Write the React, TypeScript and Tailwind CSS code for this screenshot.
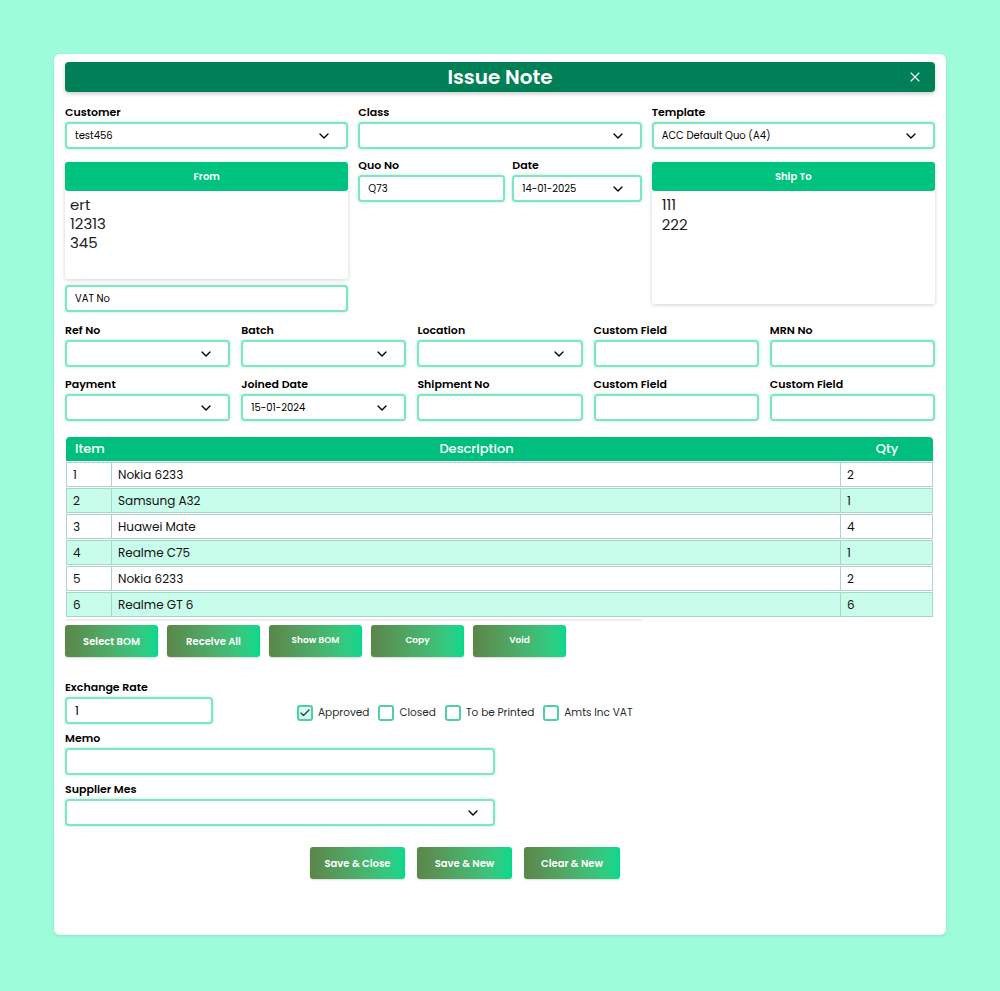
import React from 'react';
import { ChevronDown, X, Check } from 'lucide-react';

const font = { fontFamily: 'Poppins, Inter, "Noto Sans", sans-serif' };

const inputCls =
  'h-[27px] w-full rounded-[4px] border-2 border-[#7fe6c3] bg-white shadow-[0_0_3px_rgba(16,185,129,0.35)] flex items-center px-[8px] text-[10px] text-black';

const Label: React.FC<{ children: React.ReactNode }> = ({ children }) => (
  <div className="text-[11px] font-semibold text-black leading-[14px] mb-[3px]">{children}</div>
);

const Field: React.FC<{ value?: string; select?: boolean; className?: string }> = ({ value, select, className }) => (
  <div className={`${inputCls} ${className || ''}`}>
    <span className="flex-1 truncate">{value}</span>
    {select && <ChevronDown className="w-[16px] h-[16px] mr-[6px]" strokeWidth={2} />}
  </div>
);

const Btn: React.FC<{ children: React.ReactNode; small?: boolean; className?: string }> = ({ children, small, className }) => (
  <button
    className={`h-[32px] rounded-[3px] bg-linear-to-r from-[#5a8649] to-[#02d98d] text-white font-semibold shadow-[0_1px_2px_rgba(0,0,0,0.15)] ${
      small ? 'text-[9px]' : 'text-[10px]'
    } ${className || ''}`}
  >
    {children}
  </button>
);

const Box: React.FC<{ checked?: boolean; label: string }> = ({ checked, label }) => (
  <label className="flex items-center gap-[5px] text-[10.5px] text-[#1f2d2a]">
    <span
      className={`w-[16px] h-[16px] rounded-[3px] border-2 border-[#4fcfa5] flex items-center justify-center ${
        checked ? 'bg-[#d9fbef]' : 'bg-white'
      }`}
    >
      {checked && <Check className="w-[12px] h-[12px] text-[#0f4a3b]" strokeWidth={2.5} />}
    </span>
    {label}
  </label>
);

const rows = [
  { n: '1', d: 'Nokia 6233', q: '2' },
  { n: '2', d: 'Samsung A32', q: '1' },
  { n: '3', d: 'Huawei Mate', q: '4' },
  { n: '4', d: 'Realme C75', q: '1' },
  { n: '5', d: 'Nokia 6233', q: '2' },
  { n: '6', d: 'Realme GT 6', q: '6' },
];

export default function App() {
  return (
    <div className="min-h-[991px] w-full bg-[#9dfddb] pt-[54px] pb-[56px]" style={font}>
      <div className="mx-[54px] h-[881px] rounded-[6px] bg-white shadow-[0_1px_3px_rgba(0,0,0,0.12)] px-[11px] pt-[8px]">
        {/* header */}
        <div className="relative h-[30px] rounded-[4px] bg-[#017f56] shadow-[0_2px_4px_rgba(0,0,0,0.2)] flex items-center justify-center">
          <h1 className="text-[20px] font-semibold text-white">Issue Note</h1>
          <X className="absolute right-[12px] top-[7px] w-[16px] h-[16px] text-white" strokeWidth={1.6} />
        </div>

        {/* top section */}
        <div className="grid grid-cols-3 gap-x-[10px] mt-[13px]">
          <div>
            <Label>Customer</Label>
            <Field value="test456" select />
          </div>
          <div>
            <Label>Class</Label>
            <Field select />
          </div>
          <div>
            <Label>Template</Label>
            <Field value="ACC Default Quo (A4)" select />
          </div>

          <div className="mt-[13px]">
            <div className="rounded-[3px] shadow-[0_1px_4px_rgba(0,0,0,0.18)] bg-white">
              <div className="h-[29px] rounded-[3px] bg-[#00c380] flex items-center justify-center text-[10px] font-semibold text-white">From</div>
              <div className="h-[88px] px-[5px] pt-[4px] text-[15px] leading-[19px] text-[#222]">
                <div>ert</div>
                <div>12313</div>
                <div>345</div>
              </div>
            </div>
            <Field value="VAT No" className="mt-[6px] h-[27px]" />
          </div>

          <div className="mt-[9px] flex gap-[7px]">
            <div className="w-[147px]">
              <Label>Quo No</Label>
              <Field value="Q73" />
            </div>
            <div className="flex-1">
              <Label>Date</Label>
              <Field value="14-01-2025" select />
            </div>
          </div>

          <div className="mt-[13px]">
            <div className="rounded-[3px] shadow-[0_1px_4px_rgba(0,0,0,0.18)] bg-white">
              <div className="h-[29px] rounded-[3px] bg-[#00c380] flex items-center justify-center text-[10px] font-semibold text-white">Ship To</div>
              <div className="h-[113px] px-[10px] pt-[4px] text-[15px] leading-[20px] text-[#222]">
                <div>111</div>
                <div>222</div>
              </div>
            </div>
          </div>
        </div>

        {/* five-column rows */}
        <div className="grid grid-cols-5 gap-x-[11px] gap-y-[10px] mt-[11px]">
          <div>
            <Label>Ref No</Label>
            <Field select />
          </div>
          <div>
            <Label>Batch</Label>
            <Field select />
          </div>
          <div>
            <Label>Location</Label>
            <Field select />
          </div>
          <div>
            <Label>Custom Field</Label>
            <Field />
          </div>
          <div>
            <Label>MRN No</Label>
            <Field />
          </div>
          <div>
            <Label>Payment</Label>
            <Field select />
          </div>
          <div>
            <Label>Joined Date</Label>
            <Field value="15-01-2024" select />
          </div>
          <div>
            <Label>Shipment No</Label>
            <Field />
          </div>
          <div>
            <Label>Custom Field</Label>
            <Field />
          </div>
          <div>
            <Label>Custom Field</Label>
            <Field />
          </div>
        </div>

        {/* table */}
        <div className="mt-[16px] pl-[1px] pr-[2px]">
          <div className="h-[24px] rounded-t-[4px] bg-[#00bf7e] flex items-center text-[13px] font-medium text-white">
            <div className="w-[46px] pl-[9px]">Item</div>
            <div className="flex-1 text-center">Description</div>
            <div className="w-[92px] text-center">Qty</div>
          </div>
          <div className="flex flex-col gap-[1px] mt-[1px]">
            {rows.map((r, i) => (
              <div
                key={i}
                className={`h-[25px] flex border border-[#a9d6c9] text-[12px] text-[#111] ${i % 2 ? 'bg-[#c8fdeb]' : 'bg-white'}`}
              >
                <div className="w-[45px] pl-[6px] flex items-center border-r border-[#a9d6c9]">{r.n}</div>
                <div className="flex-1 pl-[6px] flex items-center border-r border-[#a9d6c9]">{r.d}</div>
                <div className="w-[91px] pl-[6px] flex items-center">{r.q}</div>
              </div>
            ))}
          </div>
          <div className="h-[2px] w-[576px] bg-[#eceeee] mt-[2px]" />
        </div>

        <div className="flex gap-[9px] mt-[4px]">
          <Btn className="w-[93px]">Select BOM</Btn>
          <Btn className="w-[93px]">Receive All</Btn>
          <Btn small className="w-[93px]">Show BOM</Btn>
          <Btn small className="w-[93px]">Copy</Btn>
          <Btn small className="w-[93px]">Void</Btn>
        </div>

        {/* lower form */}
        <div className="mt-[23px] flex">
          <div className="w-[148px]">
            <Label>Exchange Rate</Label>
            <Field value="1" className="text-[12px] px-[3px]" />
          </div>
          <div className="flex items-end gap-[9px] ml-[84px] pb-[3px] mt-[16px]">
            <Box checked label="Approved" />
            <Box label="Closed" />
            <Box label="To be Printed" />
            <Box label="Amts Inc VAT" />
          </div>
        </div>

        <div className="w-[430px] mt-[7px]">
          <Label>Memo</Label>
          <Field />
        </div>
        <div className="w-[430px] mt-[7px]">
          <Label>Supplier Mes</Label>
          <Field select className="pr-[6px]" />
        </div>

        <div className="flex gap-[12px] mt-[21px] ml-[245px]">
          <Btn className="w-[95px] text-[10.5px]">Save &amp; Close</Btn>
          <Btn className="w-[95px] text-[10.5px]">Save &amp; New</Btn>
          <Btn className="w-[96px] text-[10.5px]">Clear &amp; New</Btn>
        </div>
      </div>
    </div>
  );
}
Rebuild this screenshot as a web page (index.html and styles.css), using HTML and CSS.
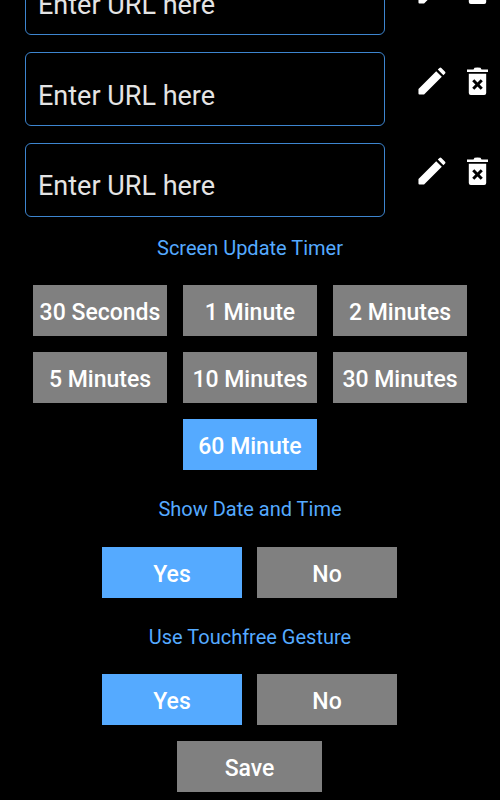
FILE: index.html
```html
<!DOCTYPE html>
<html>
<head>
  <title>Settings</title>
  <link rel="stylesheet" href="styles.css">
</head>
<body>
  <div class="page">
    <div class="url-row">
      <div class="url-box">Enter URL here</div>
      <div class="icons">
        <svg class="icon-edit" viewBox="0 0 30 30"><path d="M0.5 23.5 L19.5 4.5 L25.5 10.5 L6.5 29.5 L1.5 29.5 Q0.5 29.5 0.5 28.5 Z M21.2 2.8 L23 1 Q24 0 25 1 L29 5 Q30 6 29 7 L27.2 8.8 Z"/></svg>
        <svg class="icon-trash" viewBox="0 0 21 28"><path fill-rule="evenodd" d="M0 2.5 L6.5 2.5 L7.5 0.8 Q10.5 0 13.5 0.8 L14.5 2.5 L21 2.5 L21 5 L0 5 Z M1.8 6.8 L19.2 6.8 L19.2 26 Q19.2 28 17.2 28 L3.8 28 Q1.8 28 1.8 26 Z M7.3 12.2 L5.2 14.3 L8.4 17.5 L5.2 20.7 L7.3 22.8 L10.5 19.6 L13.7 22.8 L15.8 20.7 L12.6 17.5 L15.8 14.3 L13.7 12.2 L10.5 15.4 Z"/></svg>
      </div>
    </div>
    <div class="url-row">
      <div class="url-box">Enter URL here</div>
      <div class="icons">
        <svg class="icon-edit" viewBox="0 0 30 30"><path d="M0.5 23.5 L19.5 4.5 L25.5 10.5 L6.5 29.5 L1.5 29.5 Q0.5 29.5 0.5 28.5 Z M21.2 2.8 L23 1 Q24 0 25 1 L29 5 Q30 6 29 7 L27.2 8.8 Z"/></svg>
        <svg class="icon-trash" viewBox="0 0 21 28"><path fill-rule="evenodd" d="M0 2.5 L6.5 2.5 L7.5 0.8 Q10.5 0 13.5 0.8 L14.5 2.5 L21 2.5 L21 5 L0 5 Z M1.8 6.8 L19.2 6.8 L19.2 26 Q19.2 28 17.2 28 L3.8 28 Q1.8 28 1.8 26 Z M7.3 12.2 L5.2 14.3 L8.4 17.5 L5.2 20.7 L7.3 22.8 L10.5 19.6 L13.7 22.8 L15.8 20.7 L12.6 17.5 L15.8 14.3 L13.7 12.2 L10.5 15.4 Z"/></svg>
      </div>
    </div>
    <div class="url-row">
      <div class="url-box">Enter URL here</div>
      <div class="icons">
        <svg class="icon-edit" viewBox="0 0 30 30"><path d="M0.5 23.5 L19.5 4.5 L25.5 10.5 L6.5 29.5 L1.5 29.5 Q0.5 29.5 0.5 28.5 Z M21.2 2.8 L23 1 Q24 0 25 1 L29 5 Q30 6 29 7 L27.2 8.8 Z"/></svg>
        <svg class="icon-trash" viewBox="0 0 21 28"><path fill-rule="evenodd" d="M0 2.5 L6.5 2.5 L7.5 0.8 Q10.5 0 13.5 0.8 L14.5 2.5 L21 2.5 L21 5 L0 5 Z M1.8 6.8 L19.2 6.8 L19.2 26 Q19.2 28 17.2 28 L3.8 28 Q1.8 28 1.8 26 Z M7.3 12.2 L5.2 14.3 L8.4 17.5 L5.2 20.7 L7.3 22.8 L10.5 19.6 L13.7 22.8 L15.8 20.7 L12.6 17.5 L15.8 14.3 L13.7 12.2 L10.5 15.4 Z"/></svg>
      </div>
    </div>

    <div class="title title-timer">Screen Update Timer</div>
    <div class="timer-grid">
      <div class="btn">30 Seconds</div>
      <div class="btn">1 Minute</div>
      <div class="btn">2 Minutes</div>
      <div class="btn">5 Minutes</div>
      <div class="btn">10 Minutes</div>
      <div class="btn">30 Minutes</div>
      <div class="btn active">60 Minute</div>
    </div>

    <div class="title title-date">Show Date and Time</div>
    <div class="yes-no yes-no-date">
      <div class="btn choice active">Yes</div>
      <div class="btn choice">No</div>
    </div>

    <div class="title title-gesture">Use Touchfree Gesture</div>
    <div class="yes-no">
      <div class="btn choice active">Yes</div>
      <div class="btn choice">No</div>
    </div>

    <div class="save-row">
      <div class="btn save">Save</div>
    </div>
  </div>
</body>
</html>
```

FILE: styles.css
```css
html, body {
  margin: 0;
  height: 800px;
  overflow: hidden;
  background-color: #000000;
}

body {
  font-family: Roboto, sans-serif;
}

/* the screenshot is scrolled, first row is cut off at the top */
.page {
  margin-top: -38.7px;
}

.url-row {
  display: flex;
  height: 74px;
  margin-bottom: 16.7px;
  padding-left: 25px;
}

.url-box {
  box-sizing: border-box;
  width: 360px;
  height: 74px;
  padding: 25.7px 0 0 12px;
  border: 1px solid #3d85cf;
  border-radius: 6px;
  color: #e4e4e4;
  font-size: 27px;
  line-height: 34px;
}

.icons {
  display: flex;
  align-items: flex-start;
  padding-top: 14.7px;
  margin-left: 33px;
}

.icon-edit {
  width: 28px;
  height: 28px;
  fill: #ffffff;
}

.icon-trash {
  width: 21px;
  height: 28px;
  margin-left: 21px;
  fill: #ffffff;
}

.title {
  color: #55aaff;
  font-size: 20px;
  line-height: 24px;
  text-align: center;
}

.title-timer {
  margin-top: 19.3px;
}

.timer-grid {
  display: flex;
  flex-wrap: wrap;
  justify-content: center;
  gap: 16px;
  margin-top: 25px;
}

.btn {
  box-sizing: border-box;
  display: flex;
  align-items: center;
  justify-content: center;
  width: 134px;
  height: 51px;
  padding-top: 4px;
  background-color: #808080;
  color: #ffffff;
  font-size: 23px;
  font-weight: 500;
}

.btn.active {
  background-color: #55aaff;
}

.title-date {
  margin-top: 27px;
}

.title-gesture {
  margin-top: 27.3px;
}

.yes-no {
  display: flex;
  justify-content: center;
  gap: 15.5px;
  margin-top: 25px;
  padding-right: 1px;
}

.yes-no-date {
  margin-top: 25.7px;
}

.choice {
  width: 139.5px;
}

.save-row {
  display: flex;
  justify-content: center;
  margin-top: 16px;
  padding-right: 1px;
}

.save {
  width: 145px;
}
```
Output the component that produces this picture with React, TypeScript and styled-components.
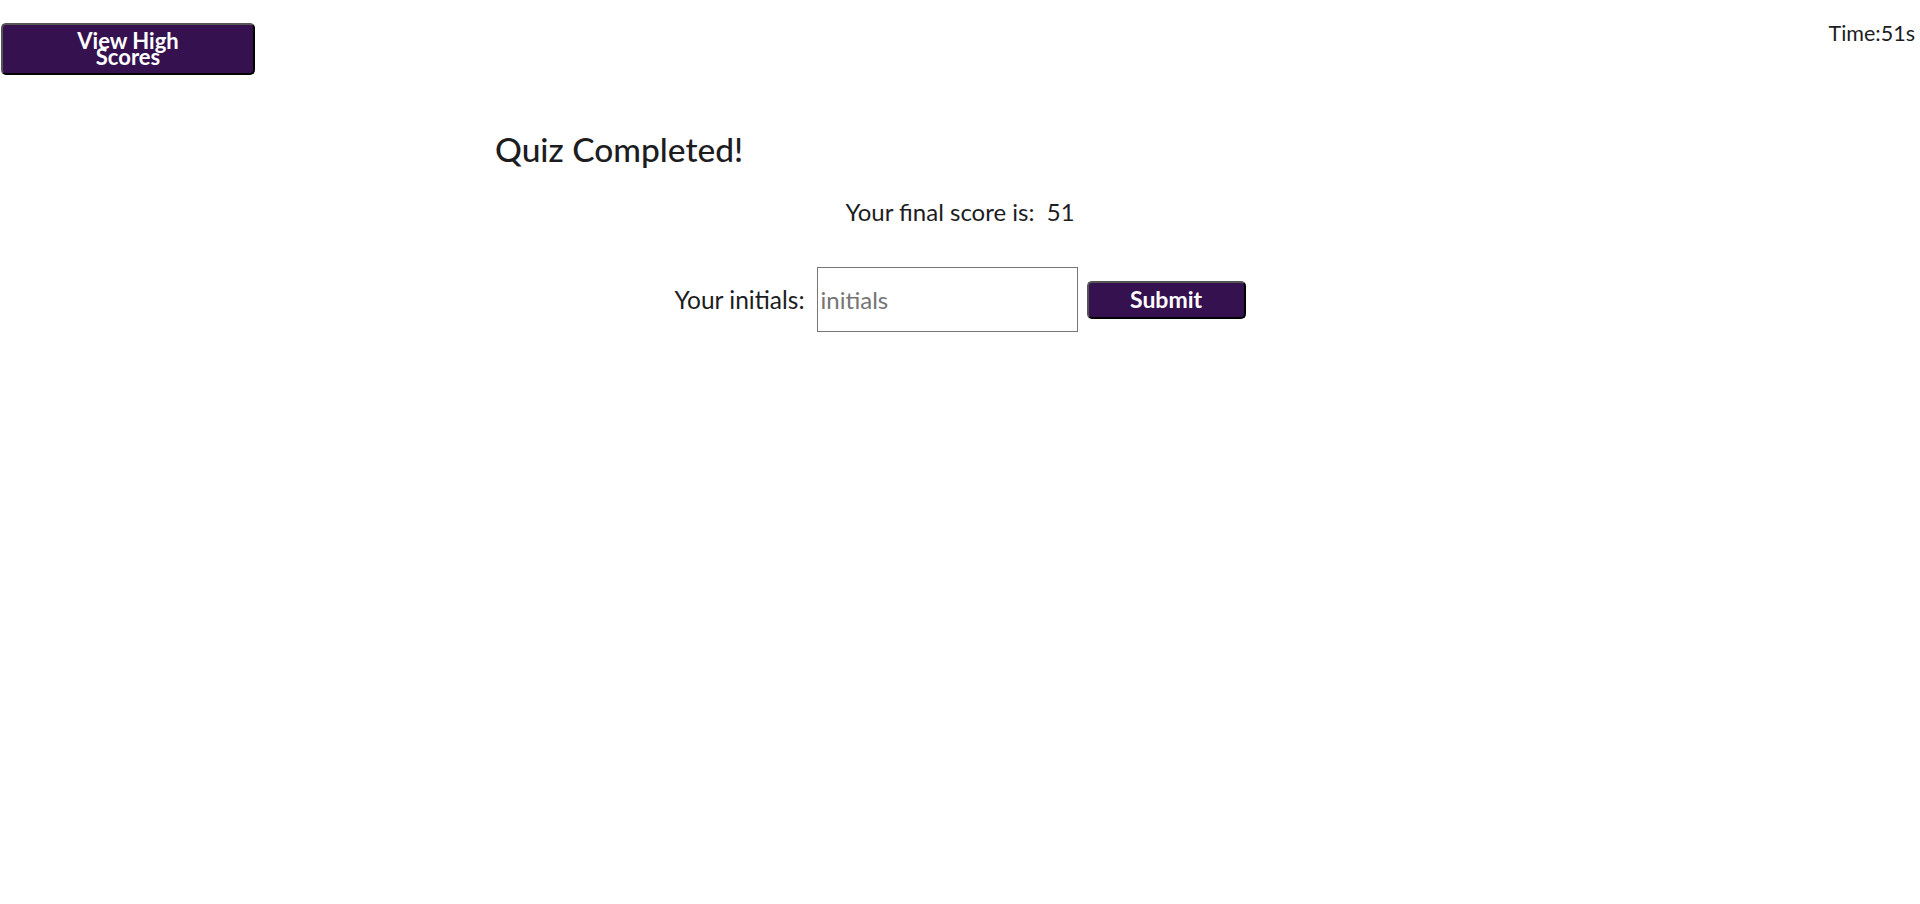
import React from "react";
import styled, { createGlobalStyle } from "styled-components";

const Global = createGlobalStyle`
  html, body { margin: 0; padding: 0; background: #ffffff; }
  body { font-family: "Lato", "Noto Sans", sans-serif; color: #1d1d1f; }
`;

const Header = styled.header`
  display: flex;
  justify-content: space-between;
  align-items: flex-start;
  padding: 23px 5px 0 1px;
`;

const PurpleButton = styled.button<{ $w: number; $h: number; $fs: number; $px: number }>`
  width: ${(p) => p.$w}px;
  height: ${(p) => p.$h}px;
  background: #36114f;
  color: #ffffff;
  border: 2px outset #555;
  border-right-color: #111;
  border-bottom-color: #111;
  border-radius: 5px;
  font-family: "Lato", sans-serif;
  font-weight: 700;
  font-size: ${(p) => p.$fs}px;
  line-height: 0.72;
  padding: 0 ${(p) => p.$px}px;
  cursor: pointer;
`;

const Timer = styled.div`
  font-size: 21.5px;
  line-height: 24px;
  margin-top: -2px;
`;

const Main = styled.main`
  width: 930px;
  margin: 0 auto;
  padding-top: 56px;
`;

const Title = styled.h2`
  font-size: 33.5px;
  font-weight: 500;
  margin: 0 0 32px 0;
  line-height: 36px;
`;

const Score = styled.p`
  text-align: center;
  font-size: 24px;
  margin: 0 0 42px 0;
  line-height: 26px;
`;

const Row = styled.div`
  display: flex;
  justify-content: center;
  align-items: center;
  gap: 8px;
  padding-bottom: 2px;
`;

const Label = styled.label`
  font-size: 24.5px;
  margin-right: 4px;
`;

const Input = styled.input`
  width: 261px;
  height: 65px;
  box-sizing: border-box;
  border: 1px solid #767676;
  font-family: "Lato", sans-serif;
  font-size: 24px;
  padding: 0 3px;
  margin-right: 1px;
  &::placeholder { color: #757575; }
`;

export default function App() {
  return (
    <>
      <Global />
      <Header>
        <PurpleButton $w={254} $h={52} $fs={22} $px={60}>View High Scores</PurpleButton>
        <Timer>Time:51s</Timer>
      </Header>
      <Main>
        <Title>Quiz Completed!</Title>
        <Score>Your final score is:&nbsp; 51</Score>
        <Row>
          <Label htmlFor="initials">Your initials:</Label>
          <Input id="initials" placeholder="initials" />
          <PurpleButton $w={159} $h={38} $fs={23} $px={0}>Submit</PurpleButton>
        </Row>
      </Main>
    </>
  );
}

══════

- _Stated goal_: Start at the first line of the records and write out everything up to and including the line containing "px-[8px] text-[10px] text-black';". No pictures.

- _Response to this task_:
Write the React, TypeScript and Tailwind CSS code for this screenshot.
import React from 'react';
import { ChevronDown, X, Check } from 'lucide-react';

const font = { fontFamily: 'Poppins, Inter, "Noto Sans", sans-serif' };

const inputCls =
  'h-[27px] w-full rounded-[4px] border-2 border-[#7fe6c3] bg-white shadow-[0_0_3px_rgba(16,185,129,0.35)] flex items-center px-[8px] text-[10px] text-black';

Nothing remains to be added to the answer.